The title to this article has been lurking for some time looking for a story. I’ve written so much about Cold Case Posse Commander Mike Zullo lately (and the unlicensed practice of psychiatry is against this site’s rules) that I really didn’t want another Zullo article, so this isn’t about him, but it does relate to the oft-cited quotation attributed to Sigmund Freud, “sometimes a cigar is just a cigar” (and not a phallic symbol).

My researches on that quotation lead me to an interesting web site called Quote Investigator published by Dr. Garson O’Toole. The site is a massive collection of research on quotations and I would now put it at the top of my list for quote attribution checking. I’ll keep you in suspense no longer: O’Toole has been unable to verify the cigar quote as an authentic saying of Freud.

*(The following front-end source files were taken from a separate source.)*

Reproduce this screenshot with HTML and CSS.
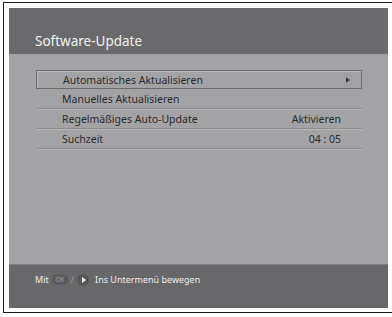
FILE: index.html
```html
<!DOCTYPE html>
<html lang="de">
<head>
    <meta charset="UTF-8">
    <title>Software-Update</title>
    <link rel="stylesheet" href="styles.css">
</head>
<body>

    <div class="frame">
        <div class="screen">
            <div class="header">
                <h2>Software-Update</h2>
            </div>
            <div class="menu">
                <div class="row selected">
                    <span>Automatisches Aktualisieren</span>
                    <span class="arrow"></span>
                </div>
                <div class="row">
                    <span>Manuelles Aktualisieren</span>
                </div>
                <div class="row">
                    <span>Regelmäßiges Auto-Update</span>
                    <span class="value">Aktivieren</span>
                </div>
                <div class="row">
                    <span>Suchzeit</span>
                    <span class="value">04 : 05</span>
                </div>
            </div>
            <div class="footer">
                <span>Mit</span>
                <span class="ok-btn">OK</span>
                <span class="slash">/</span>
                <span class="round-btn"></span>
                <span>Ins Untermenü bewegen</span>
            </div>
        </div>
    </div>

</body>
</html>
```

FILE: styles.css
```css
body {
    margin: 0;
    background-color: #fff;
    font-family: "Noto Sans", sans-serif;
}

.frame {
    width: 389px;
    height: 311px;
    margin: 2px 0 0 3px;
    border: 1px solid #1a1a1a;
    border-right: none;
    padding: 5px 0 0 5px;
    box-sizing: border-box;
}

.screen {
    width: 379px;
    height: 300px;
    display: flex;
    flex-direction: column;
    background-color: #a3a3a6;
}

.header {
    height: 46px;
    background-color: #6a6a6c;
    display: flex;
    align-items: flex-end;
    padding: 0 0 4px 26px;
    box-sizing: border-box;
}

h2 {
    margin: 0;
    font-size: 13.5px;
    font-weight: normal;
    color: #f2f2f2;
}

.menu {
    flex: 1;
    padding: 16px 26px 0 27px;
}

.row {
    height: 20px;
    display: flex;
    align-items: center;
    justify-content: space-between;
    padding: 0 21px 0 26px;
    box-sizing: border-box;
    font-size: 10.5px;
    color: #2b2b2d;
    border-bottom: 1px solid #8c8c8f;
    box-shadow: 0 1px 0 #b6b6b9;
}

.row.selected {
    height: 19px;
    border: 1px solid #6c6c6e;
    box-shadow: inset 1px 1px 0 #bcbcbf;
    padding-right: 11px;
}

.arrow {
    width: 0;
    height: 0;
    border-top: 3px solid transparent;
    border-bottom: 3px solid transparent;
    border-left: 4px solid #3a3a3c;
}

.footer {
    height: 44px;
    background-color: #68686a;
    border-top: 1px solid #7e7e80;
    box-sizing: border-box;
    display: flex;
    align-items: flex-start;
    gap: 3px;
    padding: 8px 0 0 26px;
    font-size: 9px;
    color: #ececec;
}

.ok-btn {
    width: 16px;
    height: 11px;
    border-radius: 6px;
    background-color: #5a5a5c;
    color: #9a9a9c;
    font-style: italic;
    font-size: 7px;
    line-height: 11px;
    text-align: center;
    margin-top: 1px;
}

.slash {
    color: #9a9a9c;
}

.round-btn {
    width: 12px;
    height: 12px;
    border-radius: 50%;
    background-color: #59595b;
    position: relative;
    margin: 1px 3px 0 0;
}

.round-btn::after {
    content: "";
    position: absolute;
    left: 5px;
    top: 3px;
    border-top: 3px solid transparent;
    border-bottom: 3px solid transparent;
    border-left: 4px solid #f0f0f0;
}
```
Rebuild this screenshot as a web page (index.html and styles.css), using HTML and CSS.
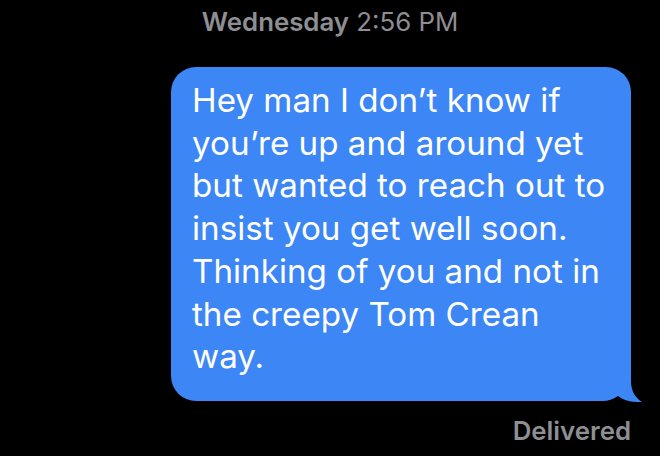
FILE: index.html
```html
<!DOCTYPE html>
<html>
<head>
<meta charset="utf-8">
<link rel="stylesheet" href="styles.css">
</head>
<body>
<div class="thread">
  <div class="stamp"><b>Wednesday</b> 2:56 PM</div>
  <div class="row">
    <div class="bubble">
      <p class="msg">Hey man I don’t know if<br>you’re up and around yet<br>but wanted to reach out to<br>insist you get well soon.<br>Thinking of you and not in<br>the creepy Tom Crean<br>way.</p>
      <svg class="tail" width="40" height="41" viewBox="0 0 40 41"><rect x="0" y="0" width="40" height="41" fill="#000"/><path d="M0 0 H28 V20 C28 31 33 37 39 41 C31 41.5 21 40 15 35 C10 38.5 5 40 0 40 Z" fill="#3d86f5"/></svg>
    </div>
  </div>
  <div class="status">Delivered</div>
</div>
</body>
</html>
```
FILE: styles.css
```css
html, body {
  margin: 0;
  padding: 0;
  background: #000;
}
.thread {
  width: 660px;
  height: 456px;
  display: flex;
  flex-direction: column;
  font-family: Inter, "Noto Sans", sans-serif;
}
.stamp {
  text-align: center;
  color: #8e8e93;
  font-size: 25.8px;
  padding-top: 7px;
  line-height: 30px;
  font-weight: 400;
}
.stamp b {
  font-weight: 600;
}
.row {
  display: flex;
  justify-content: flex-end;
  padding-right: 29px;
  margin-top: 30px;
}
.bubble {
  position: relative;
  width: 460px;
  box-sizing: border-box;
  background: #3d86f5;
  border-radius: 25px;
  padding: 12px 0 23px 21px;
}
.msg {
  margin: 0;
  color: #fff;
  font-size: 33.2px;
  line-height: 42.7px;
  white-space: nowrap;
}
.tail {
  position: absolute;
  right: -12px;
  bottom: -1px;
  display: block;
}
.status {
  text-align: right;
  padding-right: 29px;
  margin-top: 15px;
  color: #8e8e93;
  font-size: 25.8px;
  font-weight: 600;
  line-height: 30px;
}
```
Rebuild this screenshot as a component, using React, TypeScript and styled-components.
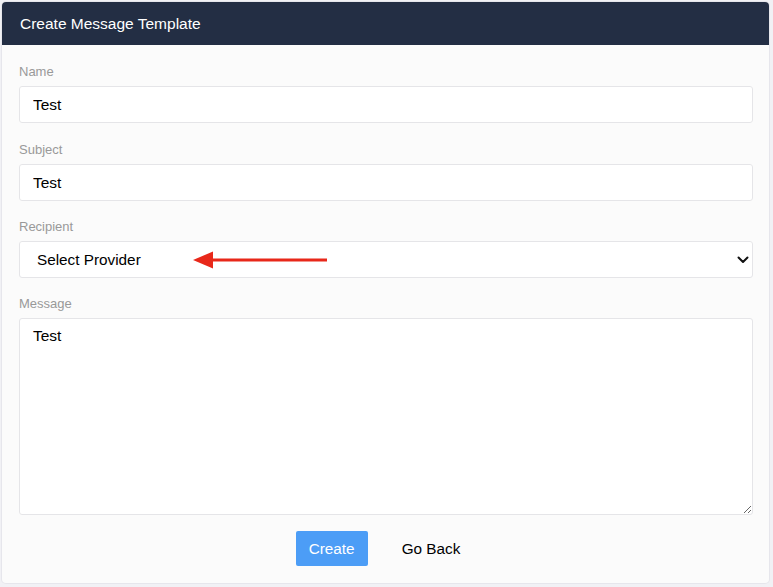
import React from 'react'
import styled, {createGlobalStyle} from 'styled-components'

const GlobalStyle = createGlobalStyle`
  body {
    margin: 0;
    background: #f1f1f5;
    font-family: "Liberation Sans", Arial, Helvetica, sans-serif;
  }
`

export default function App() {
  return (
    <Page>
      <GlobalStyle />
      <Card>
        <Header>Create Message Template</Header>
        <Form onSubmit={e => e.preventDefault()}>
          <Field $gap={19}>
            <Label>Name</Label>
            <Input defaultValue="Test" />
          </Field>
          <Field>
            <Label>Subject</Label>
            <Input defaultValue="Test" />
          </Field>
          <Field>
            <Label>Recipient</Label>
            <SelectWrap>
              <Select defaultValue="">
                <option value="">Select Provider</option>
              </Select>
              <Chevron width="12" height="8" viewBox="0 0 12 8">
                <path d="M1.5 1.5 L6 6 L10.5 1.5" fill="none" stroke="#111" strokeWidth="2" strokeLinecap="round" strokeLinejoin="round" />
              </Chevron>
              <Arrow width="136" height="20" viewBox="0 0 136 20">
                <path d="M18 10 H134" stroke="#e8281a" strokeWidth="3" />
                <path d="M0 10 L20 1.5 L20 18.5 Z" fill="#e8281a" />
              </Arrow>
            </SelectWrap>
          </Field>
          <Field $gap={16}>
            <Label>Message</Label>
            <TextArea defaultValue="Test" />
          </Field>
          <Actions>
            <Button $primary type="submit">Create</Button>
            <Button type="button">Go Back</Button>
          </Actions>
        </Form>
      </Card>
    </Page>
  )
}

const Page = styled.div`
  padding: 2px 4px 4px 2px;
`

const Card = styled.div`
  background: #fbfbfb;
  border-radius: 4px;
  overflow: hidden;
  box-shadow: 0 0 0 1px #e6e6ec;
`

const Header = styled.div`
  background: #232e44;
  color: #fff;
  height: 43px;
  display: flex;
  align-items: center;
  padding: 0 18px;
  font-size: 15.5px;
  font-weight: 500;
`

const Form = styled.form`
  display: flex;
  flex-direction: column;
  padding: 19px 16px 17px 17px;
`

const Field = styled.div<{$gap?: number}>`
  display: flex;
  flex-direction: column;
  margin-bottom: ${p => p.$gap ?? 18}px;
`

const Label = styled.label`
  font-size: 13px;
  line-height: 16px;
  color: #999;
  margin-bottom: 6px;
`

const Input = styled.input`
  box-sizing: border-box;
  height: 37px;
  border: 1px solid #e5e5e8;
  border-radius: 3px;
  background: #fff;
  padding: 0 13px;
  font-family: inherit;
  font-size: 15.5px;
  color: #000;
  outline: none;
`

const SelectWrap = styled.div`
  position: relative;
`

const Select = styled.select`
  box-sizing: border-box;
  width: 100%;
  height: 37px;
  border: 1px solid #e5e5e8;
  border-radius: 3px;
  background: #fff;
  padding: 0 17px;
  font-family: inherit;
  font-size: 15.3px;
  color: #000;
  appearance: none;
  outline: none;
`

const Chevron = styled.svg`
  position: absolute;
  right: 4px;
  top: 15px;
  pointer-events: none;
`

const Arrow = styled.svg`
  position: absolute;
  left: 174px;
  top: 9px;
  pointer-events: none;
`

const TextArea = styled.textarea`
  box-sizing: border-box;
  height: 197px;
  border: 1px solid #e5e5e8;
  border-radius: 3px;
  background: #fff;
  padding: 8px 13px;
  font-family: inherit;
  font-size: 15.5px;
  color: #000;
  outline: none;
  resize: vertical;
`

const Actions = styled.div`
  display: flex;
  justify-content: center;
  gap: 18px;
`

const Button = styled.button<{$primary?: boolean}>`
  height: 35px;
  padding: 0 ${p => (p.$primary ? '13px' : '16px')};
  border: none;
  border-radius: 2px;
  background: ${p => (p.$primary ? '#4c9df6' : 'transparent')};
  color: ${p => (p.$primary ? '#fff' : '#000')};
  font-family: inherit;
  font-size: 15.3px;
  cursor: pointer;
`
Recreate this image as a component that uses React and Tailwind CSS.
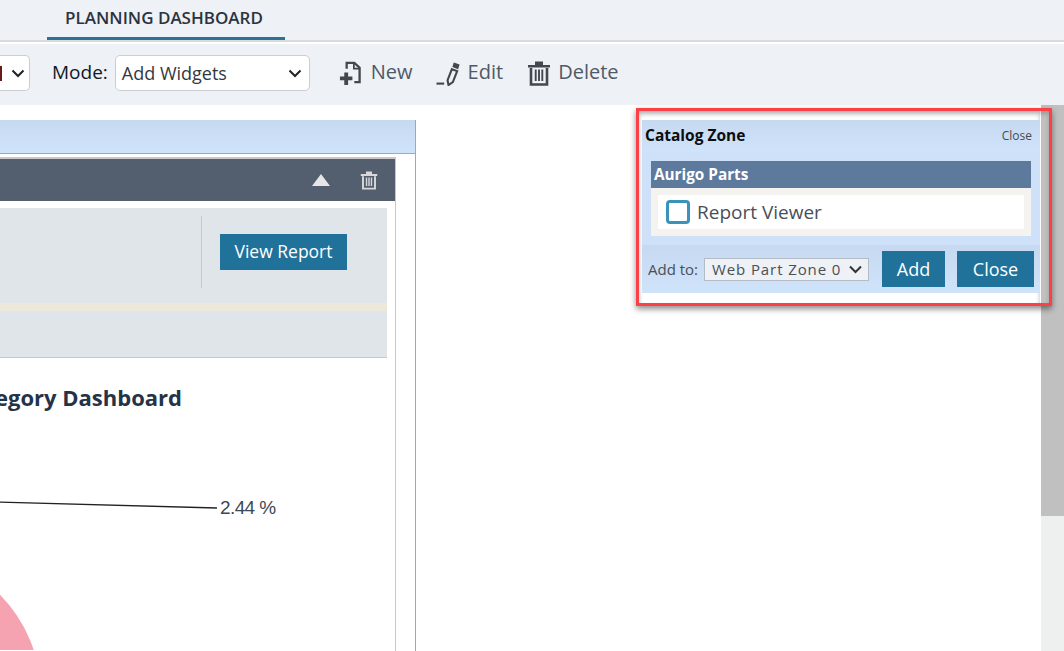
import React from 'react';

const Chevron = ({ className }) => (
  <svg viewBox="0 0 14 9" className={className} fill="none" stroke="currentColor" strokeWidth="2">
    <path d="M1.5 1.5 L7 7 L12.5 1.5" />
  </svg>
);

const NewIcon = () => (
  <svg viewBox="0 0 24 26" className="w-[23px] h-[25px] text-[#43484f]">
    <path d="M8 8 V2 H16 L21.5 7 V22 H16" fill="none" stroke="currentColor" strokeWidth="2.4" />
    <path d="M15.5 2 V8 H21" fill="none" stroke="currentColor" strokeWidth="1.8" />
    <path d="M5.5 12 H9.5 V16 H14 V20 H9.5 V25 H5.5 V20 H1 V16 H5.5 Z" fill="currentColor" />
  </svg>
);

const EditIcon = () => (
  <svg viewBox="0 0 26 26" className="w-[26px] h-[25px] text-[#43484f]">
    <path d="M0 23.5 H8" stroke="currentColor" strokeWidth="2.2" />
    <path d="M16 8.5 L21.5 10.5 L17 22 L12.5 25 L11.5 20 Z" fill="none" stroke="currentColor" strokeWidth="2.2" />
    <path d="M18 1.5 L24 3.7 L22.5 8.5 L16.5 6.3 Z" fill="currentColor" />
  </svg>
);

const TrashIcon = ({ className }) => (
  <svg viewBox="0 0 24 26" className={className}>
    <path d="M1 5 H23 V7.5 H1 Z M8 1.5 H16 V5 H8 Z" fill="currentColor" />
    <path d="M4 8 V24.5 H20 V8" fill="none" stroke="currentColor" strokeWidth="2.6" />
    <path d="M8.7 9.5 V21 M12 9.5 V21 M15.3 9.5 V21" stroke="currentColor" strokeWidth="1.9" />
  </svg>
);

const ToolButton = ({ icon, label, className }) => (
  <div className={`flex items-center text-[#4e5a68] text-[20px] ${className}`}>
    {icon}
    <span className="pb-[2px]">{label}</span>
  </div>
);

const CatalogZone = () => (
  <div className="absolute left-[636px] top-[108px] w-[416px] h-[198px] border-[3px] border-[#fb4046] shadow-[0_3px_6px_rgba(0,0,0,0.45),inset_0_3px_4px_rgba(0,0,0,0.2)]">
    <div className="w-[401px] h-full bg-white pl-[3px] pt-[9px] shadow-[inset_0_3px_4px_rgba(0,0,0,0.3)]">
      <div className="w-[398px] h-[173px] bg-[#cbdff6]">
        <div className="h-[32px] flex items-center justify-between pl-[3px] pr-[8px] bg-gradient-to-b from-[#c6d9f0] to-[#cfe3fb]">
          <span className="text-[15.5px] font-bold text-[#0d0d0d]">Catalog Zone</span>
          <span className="text-[12px] text-[#4a4a4a]">Close</span>
        </div>
        <div className="px-[9px] py-[9px] bg-[#cee1f8]">
          <div className="h-[27px] bg-[#5d7a9d] flex items-center pl-[3px] text-[15.3px] font-bold text-white">Aurigo Parts</div>
          <div className="h-[48px] bg-[#f4f3ef] px-[7px] py-[7px]">
            <div className="h-[34px] bg-white flex items-center pl-[8px] gap-[7px] text-[19px] text-[#4a4f57]">
              <span className="w-[24px] h-[24px] rounded-[4px] border-[3px] border-[#3a93b8] bg-white" />
              <span>Report Viewer</span>
            </div>
          </div>
        </div>
        <div className="h-[48px] flex items-center pl-[6px] bg-gradient-to-b from-[#c6d9f0] to-[#cfe3fb]">
          <span className="w-[56px] text-[15px] text-[#4a4f57] whitespace-nowrap">Add to:</span>
          <div className="w-[165px] h-[23px] bg-[#eef1f5] border border-[#b4bcc6] flex items-center justify-between pl-[7px] pr-[5px] text-[15px] tracking-[0.9px] text-[#4a4f57]">
            <span>Web Part Zone 0</span>
            <Chevron className="w-[15px] h-[9px] text-[#333]" />
          </div>
          <div className="ml-[13px] w-[63px] h-[36px] bg-[#20729a] text-white text-[18px] flex items-center justify-center">Add</div>
          <div className="ml-[12px] w-[77px] h-[36px] bg-[#20729a] text-white text-[18px] flex items-center justify-center">Close</div>
        </div>
      </div>
    </div>
  </div>
);

export default function App() {
  return (
    <div className="relative w-[1064px] h-[651px] overflow-hidden bg-white" style={{ fontFamily: '"Open Sans", sans-serif' }}>
      {/* top tabs */}
      <div className="h-[42px] bg-[#eef1f5] border-b-2 border-[#d8dadc] pl-[47px]">
        <div className="w-[238px] h-[40px] border-b-[3px] border-[#2a7396] flex items-center justify-center text-[17px] font-semibold text-[#2a3340] pb-[1px] pr-[4px]">
          PLANNING DASHBOARD
        </div>
      </div>
      <div className="h-[2px] bg-white" />

      {/* toolbar */}
      <div className="h-[61px] bg-[#eef1f5] flex items-center pb-[3px]">
        <div className="w-[30px] h-[36px] bg-white border border-l-0 border-[#c9ced4] rounded-r-[5px] flex items-center justify-between pr-[4px]">
          <span className="w-[2px] h-[15px] bg-[#6b1a1a]" />
          <Chevron className="w-[14px] h-[9px] text-[#222]" />
        </div>
        <span className="ml-[22px] pb-[2px] text-[19px] font-medium text-[#111827]">Mode:</span>
        <div className="ml-[7px] w-[195px] h-[36px] bg-white border border-[#c9ced4] rounded-[5px] flex items-center justify-between pl-[6px] pr-[7px] text-[18px] text-[#33383f]">
          <span>Add Widgets</span>
          <Chevron className="w-[14px] h-[9px] text-[#222]" />
        </div>
        <ToolButton className="ml-[29px] gap-[9px]" icon={<NewIcon />} label="New" />
        <ToolButton className="ml-[23px] gap-[6px]" icon={<EditIcon />} label="Edit" />
        <ToolButton className="ml-[24px] gap-[7px]" icon={<TrashIcon className="w-[24px] h-[26px] text-[#43484f]" />} label="Delete" />
      </div>

      <div className="flex h-[546px]">
        {/* page area */}
        <div className="w-[1041px] pt-[15px]">
          <div className="w-[416px] h-[531px] border-r border-[#8fa9dc]">
            <div className="h-[34px] border-b border-[#8fa9dc] bg-gradient-to-b from-[#c6d9f0] to-[#cfe3fb]" />
            <div className="pt-[3px] pr-[19px]">
              <div className="border-r border-[#c8c8c8] h-[495px]">
                <div className="h-[44px] border-t-2 border-[#c8c8c8] bg-[#535e6e] flex items-center justify-end pr-[17px] gap-[30px]">
                  <span className="w-0 h-0 border-l-[9px] border-r-[9px] border-b-[12px] border-l-transparent border-r-transparent border-b-[#e6e6e6]" />
                  <TrashIcon className="w-[18px] h-[20px] text-[#d8d8d8]" />
                </div>
                <div className="pt-[7px] pr-[8px]">
                  <div className="h-[150px] bg-[#e0e5ea] border-b border-[#c5c9ce]">
                    <div className="h-[95px] flex pt-[8px]">
                      <div className="ml-[201px] w-px h-[72px] bg-[#c5c9ce]" />
                      <div className="ml-[18px] mt-[18px] w-[127px] h-[36px] bg-[#20729a] text-white text-[17.5px] pb-[1px] flex items-center justify-center">View Report</div>
                    </div>
                    <div className="h-[8px] bg-[#ece9da]" />
                  </div>
                </div>
                <div className="h-[293px] relative overflow-hidden">
                  <h2 className="mt-[24px] w-[182px] overflow-hidden whitespace-nowrap flex justify-end text-[22px] font-bold leading-[30px] text-[#253349]">
                    <span>Category Dashboard</span>
                  </h2>
                  <svg viewBox="0 0 395 237" className="w-[395px] h-[237px] mt-[1px]">
                    <path d="M-5 89 L217 95" stroke="#222" strokeWidth="1.4" fill="none" />
                    <text x="220" y="101" fontFamily="Liberation Sans" fontSize="19" letterSpacing="-0.6" fill="#3d4856">2.44 %</text>
                    <circle cx="-102" cy="282" r="143" fill="#f5a3b1" />
                  </svg>
                </div>
              </div>
            </div>
          </div>
        </div>

        {/* scrollbar */}
        <div className="w-[23px] bg-[#eef0f0]">
          <div className="h-[411px] bg-[#c0c0c0]" />
        </div>
      </div>

      <CatalogZone />
    </div>
  );
}
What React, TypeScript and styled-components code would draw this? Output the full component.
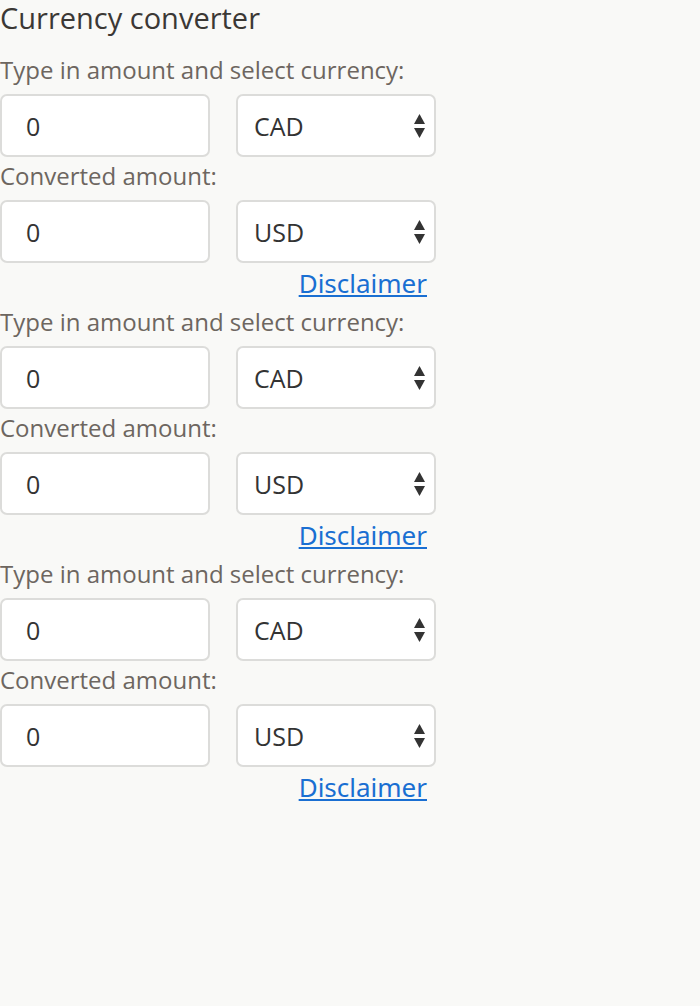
import styled, { createGlobalStyle } from 'styled-components';

const GlobalStyle = createGlobalStyle`
  body {
    margin: 0;
    background: #f9f9f7;
    font-family: 'Open Sans', Lato, sans-serif;
  }
`;

const Page = styled.div`
  display: flex;
  flex-direction: column;
  width: 436px;
`;

const Title = styled.h1`
  margin: 0 0 19px;
  font-size: 29px;
  font-weight: 400;
  line-height: 36px;
  color: #3b3835;
`;

const Converter = styled.section`
  display: flex;
  flex-direction: column;
`;

const Label = styled.label`
  font-size: 24px;
  line-height: 30px;
  color: #6d6660;
  margin-bottom: 9px;
  white-space: nowrap;
`;

const Row = styled.div`
  display: grid;
  grid-template-columns: 210px 200px;
  column-gap: 26px;
  margin-bottom: 4px;
`;

const Field = styled.div`
  height: 63px;
  box-sizing: border-box;
  border: 2px solid #dcdcda;
  border-radius: 7px;
  background: #fff;
  display: flex;
  align-items: center;
  font-size: 25px;
  color: #333;
`;

const AmountInput = styled(Field)`
  padding-left: 24px;
`;

const CurrencySelect = styled(Field)`
  padding: 0 9px 0 16px;
  justify-content: space-between;
`;

const Arrows = () => (
  <svg width="11" height="24" viewBox="0 0 11 24">
    <path d="M5.5 0 L11 10 H0 Z" fill="#333" />
    <path d="M5.5 24 L11 14 H0 Z" fill="#333" />
  </svg>
);

const Disclaimer = styled.a`
  align-self: flex-end;
  margin-right: 9px;
  margin-bottom: 8px;
  font-family: 'Noto Sans', 'Open Sans', sans-serif;
  font-size: 26px;
  line-height: 32px;
  color: #1a6fd2;
  text-decoration: underline;
`;

const Block = () => (
  <Converter>
    <Label>Type in amount and select currency:</Label>
    <Row>
      <AmountInput>0</AmountInput>
      <CurrencySelect>
        CAD
        <Arrows />
      </CurrencySelect>
    </Row>
    <Label>Converted amount:</Label>
    <Row>
      <AmountInput>0</AmountInput>
      <CurrencySelect>
        USD
        <Arrows />
      </CurrencySelect>
    </Row>
    <Disclaimer href="#">Disclaimer</Disclaimer>
  </Converter>
);

export default function App() {
  return (
    <>
      <GlobalStyle />
      <Page>
        <Title>Currency converter</Title>
        <Block />
        <Block />
        <Block />
      </Page>
    </>
  );
}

Another quotation of special interest to me is one that it widely cited in books and articles, attributed to George Orwell:

In a time of universal deceit, telling the truth is a revolutionary act.

While the sentiment might be a good summary for Orwell’s book 1984, the quotation is not from there, nor has it been found anywhere else in Orwell’s writings, despite several peoples’ efforts to find it, reports Quote Investigator. The reason that it is interest to me, of course, is that it appears in the #2 spot on the masthead of Orly Taitz’ web site.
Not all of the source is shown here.